Aguiar’s narrative writing seminars usually take place at the state-owned Onelio Jorge Cardoso Literary Center named after the famous Cuban storyteller and located in Habana. Classes are free of charge and provide Cuban students with the opportunity to learn about narrative techniques and the great classics of the history of Hispanic literature while practicing their storytelling skills in an interactive and amusing way. Even though the center is not lucrative, the author thinks its near-future existence is not threatened. The center often hosts prestigious writers such as José Saramago and features annual, short-fiction competitions in which the winners receive funding for their writing projects and have the possibility of publishing them afterwards. Over 1000 students have graduated from the center, among them LCL graduate student, Milena Almira.


We were excited by the diverse audience and relaxed environment of the event. Aguiar explained, in Spanish, “English is magnificient to speak of business, German to talk about war, French and Italian to talk about romance, and Spanish to speak with the gods.” Aguiar then engaged undergraduate students, graduate students, and faculty in a conversation on the flexibility that exists within the syntactical structures of the Spanish language. Aguiar argued that Spanish offers an almost infinite liberty to exchange phrases and verbs, changing where the weight of the phrase lays, in order to convey different meaning or evoke various feelings in the reader.


During his workshop the novelist reflected on Cuban literary trends within the last decades. According to Aguiar, his generation avoided conflicts. This prepared the ground for topics that had never been examined before, such as youth diversity. He also spoke about how the current generation of Cuban writers likes experimenting with different literary genres and writing shorter stories due to the influence of blogs and social media platforms such as Twitter. Aguiar’s most recent work, by contrast, has been inspired by his love for hard rock music. While listening to it in English, he wrote La estrella boca arriba, a book about rock bands and the symbols surrounding them. A new edition of his novel has just been published in Spanish.

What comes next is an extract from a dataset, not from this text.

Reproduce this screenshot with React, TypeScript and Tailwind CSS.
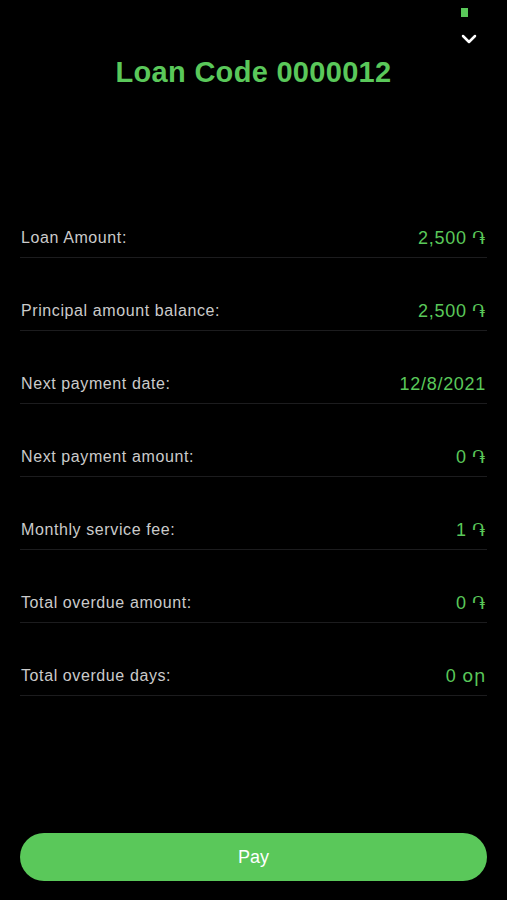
import { ChevronDown } from 'lucide-react'

const rows = [
  { label: 'Loan Amount:', value: '2,500 ֏' },
  { label: 'Principal amount balance:', value: '2,500 ֏' },
  { label: 'Next payment date:', value: '12/8/2021' },
  { label: 'Next payment amount:', value: '0 ֏' },
  { label: 'Monthly service fee:', value: '1 ֏' },
  { label: 'Total overdue amount:', value: '0 ֏' },
  { label: 'Total overdue days:', value: '0 օր' },
]

export default function App() {
  return (
    <div
      className="w-[507px] h-[900px] bg-black flex flex-col"
      style={{ fontFamily: '"Liberation Sans", "DejaVu Sans", sans-serif' }}
    >
      <div className="relative h-[185px]">
        <div className="absolute right-[39px] top-[8px] w-[7px] h-[9px] bg-[#5ac85a]" />
        <ChevronDown className="absolute right-[26px] top-[27px] text-white" size={24} strokeWidth={2.5} />
        <h1 className="pt-[56px] text-center text-[29px] font-bold text-[#5ac85a] leading-[32px] tracking-[0.3px]">
          Loan Code 0000012
        </h1>
      </div>

      <div className="px-[20px]">
        {rows.map((row) => (
          <div
            key={row.label}
            className="h-[73px] flex items-end justify-between pb-[9px] border-b border-[#1c1c1e]"
          >
            <span className="text-[16px] leading-[20px] text-[#cbcbcb] pl-[1px] tracking-[0.6px]">{row.label}</span>
            <span className="text-[18px] leading-[20px] text-[#5ac85a] pr-[1px] tracking-[0.7px]">
              {row.value}
            </span>
          </div>
        ))}
      </div>

      <div className="flex-1" />

      <div className="px-[20px] pb-[19px]">
        <button className="w-full h-[48px] rounded-full bg-[#5ac85a] text-white text-[18px]">
          Pay
        </button>
      </div>
    </div>
  )
}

Aguiar also offered valuable advice to us as writers. All of us, whether student or faculty, have experienced writer’s block. Aguiar explained that when this happens the best thing to do is to revert back to the most simple sentences to express our thoughts. Upon getting the idea on paper, we can then start to re-order phrases and words to better evoke feeling and voice behind the language.


If you would like to support the center or learn more about Aguiar and his work, please contact Professor Jacqueline Loss at


Phoebe Giannisi presents HOMERICA at UConn

jtphoebe-giannisi-homerica-event1On October 18th internationally renowned Greek-poet Phoebe Giannisi came to UConn to offer a reading of her dramatic performance of poetry. The event was co-organized by the Literary Translation Program, launched by LCL Professor Peter Constantine, and the Creative Writing Program. Giannisi presented various poems of her book Homerica in Greek, while her translator, the UConn Ph.D. student in English and Literary Translation Studies, Brian Sneeden, read them in English. Many of Giannisi’s poems evoke or are named after Classical Greek mythological figures such as Achilles, Penelope and Orpheus. Among the highlights of her performance was her original piece Tettix (‘Cicada’ in Ancient Greek), which talks about erotic desire, poetry, melody inspiration, metamorphosis, and death. While writing the poems, Giannisi described her care for how the poem would be heard rhythmically, at the border of song and reading. Since  Homeric poetry was recited by heart with very strong rhythmic patterns, she thought of making a DVD that would accompany her book. In this way, while listening to the poems, the audience could see the locations where the poems were recorded in Mount Pelion in Greece, creating a compelling audiovisual experience that captured the special atmosphere of each place. Tettix is one of Giannisi’s most successful works and was exhibited in the National Museum of Contemporary Art in Athens.


Trained in Architecture and Classics, Giannisi is an Associate Professor at the University of Thessaly in Greece and co-edits FRMK, a biannual journal of poetry, poetics, and visual arts. She has published five books of poetry and her poems present a spectacular range of styles covering three millennia of Greek history. She has a distinctive approach to poetry, as something “that comes out of the body and connects with the orality and musicality of language without following strict rules.” Her poems are written in a fusion of languages including Ancient and Modern Greek and local Greek dialects. Giannisi’s work lies between poetry performance, theory and installation, and explores the connections between language, voice, and writing with body, place, and memory. Brian Sneeden describes translating her poems as “a transformative experience.” He  commented that “Phoebe Giannisi’s poems require a certain capacity for surrender – both in terms of how one experiences language and its perceived boundaries, but also in regards to the boundaries of English, which does not draw quite as easily as Greek from a vocabulary steeped in so ancient a history.”